2. The system of claim 1 further comprising:
a memory interface, coupled to the central control module and enabling communication of any of said system configuration data, firmware data and system operation data to said central control module.
3. The system of claim 1 , wherein at least one of the high voltage devices includes a luminaire.
4. The system of claim 1 , wherein the central control module further includes a second low voltage connection to at least one of the high voltage devices, and the central control module receives at least one first control signal as input via the at least one first low voltage connection and outputs at least one second control signal via the at least one second low voltage connection.
5. The system of claim 4 , wherein the at least one of the high voltage devices includes a light source, and the at least one second control signal is indicative of light level output of the light source.
6. The system of claim 1 , wherein the high voltage devices are grouped into a plurality of zones, the high voltage devices in at least one of the zones receiving a high voltage output from the high voltage connection based on input to the central control module from the first low voltage connection.
7. The system of claim 6 , wherein at least one of the low voltage devices is associated with the at least one of the zones.

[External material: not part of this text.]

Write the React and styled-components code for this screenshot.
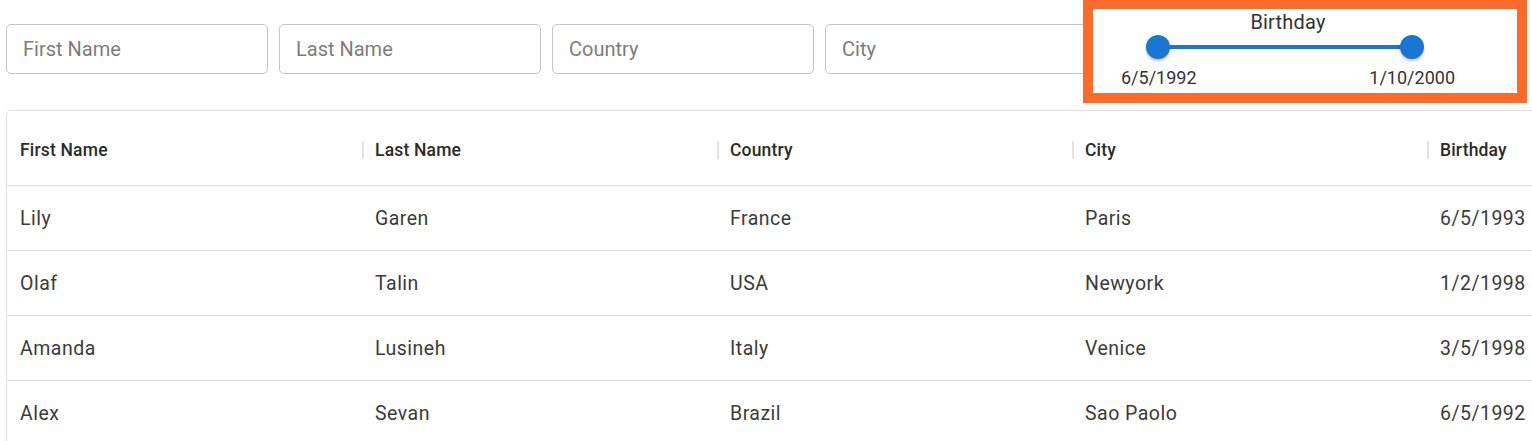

8. The system of claim 6 comprising a plurality of high voltage connections, wherein the high voltage devices receive high voltage outputs from the high voltage connections, respectively in the zones, the low voltage devices are respectively associated with the zones, and the central control module regulates the high voltage outputs to the high voltage devices in the zones, respectively, based on the input from the low voltage connections associated with the low voltage devices.
9. The system of claim 1 , wherein the plurality of low voltage devices includes at least one of a control switch, an occupancy detector, and a photocell.

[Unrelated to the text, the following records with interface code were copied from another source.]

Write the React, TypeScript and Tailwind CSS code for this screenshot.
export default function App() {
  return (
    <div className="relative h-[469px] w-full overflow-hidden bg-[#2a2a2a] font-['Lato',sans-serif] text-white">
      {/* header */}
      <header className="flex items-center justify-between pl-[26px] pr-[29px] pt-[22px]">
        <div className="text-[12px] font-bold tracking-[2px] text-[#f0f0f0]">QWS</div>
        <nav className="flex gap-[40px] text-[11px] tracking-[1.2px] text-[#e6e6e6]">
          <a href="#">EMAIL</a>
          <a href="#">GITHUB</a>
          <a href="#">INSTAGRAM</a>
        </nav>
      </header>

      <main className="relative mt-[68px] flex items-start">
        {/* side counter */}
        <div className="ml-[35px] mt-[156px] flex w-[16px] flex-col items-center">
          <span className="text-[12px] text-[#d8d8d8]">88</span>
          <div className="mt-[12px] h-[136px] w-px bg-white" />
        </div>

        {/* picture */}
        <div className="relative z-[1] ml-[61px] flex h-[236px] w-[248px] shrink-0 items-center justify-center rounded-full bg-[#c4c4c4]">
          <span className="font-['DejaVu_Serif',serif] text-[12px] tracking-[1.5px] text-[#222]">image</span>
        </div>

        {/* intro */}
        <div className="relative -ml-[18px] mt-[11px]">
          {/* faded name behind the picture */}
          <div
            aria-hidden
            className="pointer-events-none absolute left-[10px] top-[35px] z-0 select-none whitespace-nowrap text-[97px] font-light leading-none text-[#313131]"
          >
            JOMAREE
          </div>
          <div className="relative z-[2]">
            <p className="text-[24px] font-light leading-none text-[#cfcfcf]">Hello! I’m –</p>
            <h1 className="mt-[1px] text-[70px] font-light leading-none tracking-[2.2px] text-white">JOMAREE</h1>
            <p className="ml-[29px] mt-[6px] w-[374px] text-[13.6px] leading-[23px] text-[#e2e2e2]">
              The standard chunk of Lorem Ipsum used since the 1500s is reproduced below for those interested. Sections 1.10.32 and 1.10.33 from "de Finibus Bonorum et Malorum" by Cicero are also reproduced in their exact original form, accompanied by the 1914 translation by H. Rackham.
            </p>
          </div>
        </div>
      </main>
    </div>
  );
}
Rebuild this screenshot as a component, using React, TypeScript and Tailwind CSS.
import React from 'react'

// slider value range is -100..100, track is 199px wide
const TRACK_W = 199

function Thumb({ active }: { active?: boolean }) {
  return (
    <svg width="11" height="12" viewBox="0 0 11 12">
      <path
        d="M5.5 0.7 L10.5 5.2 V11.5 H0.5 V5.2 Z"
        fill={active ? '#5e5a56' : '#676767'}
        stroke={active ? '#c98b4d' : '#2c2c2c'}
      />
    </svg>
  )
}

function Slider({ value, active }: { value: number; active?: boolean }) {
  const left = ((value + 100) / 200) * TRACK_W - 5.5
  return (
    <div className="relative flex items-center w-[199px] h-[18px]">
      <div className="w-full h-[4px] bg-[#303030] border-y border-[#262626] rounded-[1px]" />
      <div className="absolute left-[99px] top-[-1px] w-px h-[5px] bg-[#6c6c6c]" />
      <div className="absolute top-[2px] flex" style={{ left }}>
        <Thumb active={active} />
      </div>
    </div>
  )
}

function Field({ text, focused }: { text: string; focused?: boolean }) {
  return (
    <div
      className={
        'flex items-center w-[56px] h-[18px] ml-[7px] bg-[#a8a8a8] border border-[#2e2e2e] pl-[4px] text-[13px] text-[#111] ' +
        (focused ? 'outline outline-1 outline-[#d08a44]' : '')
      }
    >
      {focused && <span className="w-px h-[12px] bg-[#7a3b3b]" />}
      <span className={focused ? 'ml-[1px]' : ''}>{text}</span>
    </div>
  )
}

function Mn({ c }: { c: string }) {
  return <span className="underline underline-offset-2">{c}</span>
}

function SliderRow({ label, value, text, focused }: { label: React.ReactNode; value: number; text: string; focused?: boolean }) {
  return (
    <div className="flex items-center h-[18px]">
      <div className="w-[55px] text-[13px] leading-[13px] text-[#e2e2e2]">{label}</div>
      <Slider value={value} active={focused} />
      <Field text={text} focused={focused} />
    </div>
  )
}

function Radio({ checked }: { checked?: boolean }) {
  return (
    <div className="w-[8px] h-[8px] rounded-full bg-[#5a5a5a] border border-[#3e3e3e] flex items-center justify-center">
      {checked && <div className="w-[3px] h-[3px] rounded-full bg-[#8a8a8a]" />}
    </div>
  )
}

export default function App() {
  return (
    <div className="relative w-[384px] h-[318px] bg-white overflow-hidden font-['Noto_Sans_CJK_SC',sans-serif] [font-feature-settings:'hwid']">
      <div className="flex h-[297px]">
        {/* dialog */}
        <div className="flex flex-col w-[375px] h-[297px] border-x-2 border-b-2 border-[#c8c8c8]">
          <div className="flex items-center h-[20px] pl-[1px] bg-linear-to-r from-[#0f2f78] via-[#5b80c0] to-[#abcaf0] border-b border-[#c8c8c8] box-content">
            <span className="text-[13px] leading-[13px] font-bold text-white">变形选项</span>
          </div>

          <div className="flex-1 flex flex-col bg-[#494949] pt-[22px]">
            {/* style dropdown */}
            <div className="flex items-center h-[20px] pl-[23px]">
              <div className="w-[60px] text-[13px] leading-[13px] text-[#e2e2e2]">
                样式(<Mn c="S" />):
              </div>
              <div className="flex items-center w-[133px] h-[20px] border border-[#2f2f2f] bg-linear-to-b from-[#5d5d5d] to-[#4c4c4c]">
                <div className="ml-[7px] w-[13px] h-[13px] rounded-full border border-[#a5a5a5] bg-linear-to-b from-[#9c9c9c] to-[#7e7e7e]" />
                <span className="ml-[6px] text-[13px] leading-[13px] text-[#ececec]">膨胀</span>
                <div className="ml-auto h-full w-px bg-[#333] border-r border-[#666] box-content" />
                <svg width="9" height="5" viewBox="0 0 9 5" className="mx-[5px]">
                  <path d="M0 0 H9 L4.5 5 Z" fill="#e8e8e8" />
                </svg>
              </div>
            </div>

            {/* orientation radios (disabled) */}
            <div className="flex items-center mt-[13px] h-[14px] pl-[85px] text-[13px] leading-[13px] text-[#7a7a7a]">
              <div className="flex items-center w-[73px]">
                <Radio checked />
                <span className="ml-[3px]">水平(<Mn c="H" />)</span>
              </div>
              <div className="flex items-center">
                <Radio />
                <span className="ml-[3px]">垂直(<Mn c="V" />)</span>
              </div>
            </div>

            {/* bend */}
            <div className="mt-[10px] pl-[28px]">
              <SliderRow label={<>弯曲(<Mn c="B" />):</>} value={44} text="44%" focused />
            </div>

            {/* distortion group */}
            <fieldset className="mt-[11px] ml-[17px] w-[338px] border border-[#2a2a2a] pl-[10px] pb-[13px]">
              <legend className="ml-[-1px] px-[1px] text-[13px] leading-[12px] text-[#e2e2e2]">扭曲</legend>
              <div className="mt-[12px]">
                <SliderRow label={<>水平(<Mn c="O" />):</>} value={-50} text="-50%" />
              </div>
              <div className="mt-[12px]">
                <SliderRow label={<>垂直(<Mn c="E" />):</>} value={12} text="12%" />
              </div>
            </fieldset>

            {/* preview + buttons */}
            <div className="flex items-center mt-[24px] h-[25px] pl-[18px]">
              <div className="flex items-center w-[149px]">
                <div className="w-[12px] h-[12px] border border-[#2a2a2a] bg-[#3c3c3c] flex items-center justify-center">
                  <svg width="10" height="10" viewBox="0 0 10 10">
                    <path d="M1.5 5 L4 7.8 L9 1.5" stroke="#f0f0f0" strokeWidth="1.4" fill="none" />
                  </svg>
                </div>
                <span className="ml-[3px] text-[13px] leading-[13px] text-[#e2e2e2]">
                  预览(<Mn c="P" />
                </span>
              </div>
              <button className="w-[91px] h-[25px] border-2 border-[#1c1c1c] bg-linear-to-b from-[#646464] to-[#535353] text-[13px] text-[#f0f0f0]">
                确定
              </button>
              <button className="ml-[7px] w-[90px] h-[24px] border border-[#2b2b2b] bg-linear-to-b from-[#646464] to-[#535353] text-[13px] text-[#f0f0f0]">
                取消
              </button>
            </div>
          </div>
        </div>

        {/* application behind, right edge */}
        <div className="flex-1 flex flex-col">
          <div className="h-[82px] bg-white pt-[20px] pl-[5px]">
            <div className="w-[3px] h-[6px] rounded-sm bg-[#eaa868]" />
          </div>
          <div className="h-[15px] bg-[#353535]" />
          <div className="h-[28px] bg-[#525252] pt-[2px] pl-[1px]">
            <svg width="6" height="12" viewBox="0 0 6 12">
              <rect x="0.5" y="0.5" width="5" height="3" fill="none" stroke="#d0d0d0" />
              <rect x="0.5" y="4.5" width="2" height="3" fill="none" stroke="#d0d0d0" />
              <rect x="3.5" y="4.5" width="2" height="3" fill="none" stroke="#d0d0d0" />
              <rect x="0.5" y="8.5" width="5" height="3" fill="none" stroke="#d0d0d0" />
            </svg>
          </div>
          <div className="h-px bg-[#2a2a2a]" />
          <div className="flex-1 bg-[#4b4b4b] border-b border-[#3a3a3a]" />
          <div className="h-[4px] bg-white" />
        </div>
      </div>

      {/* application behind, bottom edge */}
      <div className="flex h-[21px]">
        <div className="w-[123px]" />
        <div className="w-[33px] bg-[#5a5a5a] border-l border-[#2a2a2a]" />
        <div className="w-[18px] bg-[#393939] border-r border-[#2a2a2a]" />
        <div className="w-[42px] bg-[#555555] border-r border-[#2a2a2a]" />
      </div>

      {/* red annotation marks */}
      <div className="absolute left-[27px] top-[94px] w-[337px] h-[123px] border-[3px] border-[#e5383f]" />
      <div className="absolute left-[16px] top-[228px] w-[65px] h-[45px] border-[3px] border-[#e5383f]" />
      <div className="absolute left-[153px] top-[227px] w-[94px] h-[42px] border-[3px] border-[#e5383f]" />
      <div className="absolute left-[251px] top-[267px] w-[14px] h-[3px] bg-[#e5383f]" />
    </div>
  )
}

10. A control module comprising:
a line voltage input;
a low voltage section including a controller and a plurality of first low voltage connections;
a high voltage section including a plurality of high voltage connections; and
a portable memory interface receiving data from a portable memory, the data including one or more of system configuration data, firmware data and system operation data,
wherein the first low voltage connections receive first control signals as input to the controller, and the controller regulates the line voltage output on the plurality of high voltage connections based on the first control signals to perform at least daylight harvesting control, wherein at least one of the first low voltage connections is associated with at least one of a plurality of rows of lighting fixtures.
11. The control module of claim 10 , wherein the first control signals comprise at least one of an ON/OFF signal, a dimming light level signal, an ambient light indication signal, and an occupancy indication signal and said daylight harvesting control includes controlling said dimming light level signal based on said ambient light indication signal.
12. The control module of claim 11 , wherein said daylight harvesting control includes delaying a control signal for said controlling said dimming light level with a first delay value when said ambient light indication signal indicates a decrease in ambient light and a second delay value larger than said first delay signal when said ambient light indication signal indicates an increase in ambient light.
13. The control module of claim 12 , wherein the high voltage connections supply the regulated line voltage to high voltage devices and the second low voltage control signals regulate operation of the high voltage devices.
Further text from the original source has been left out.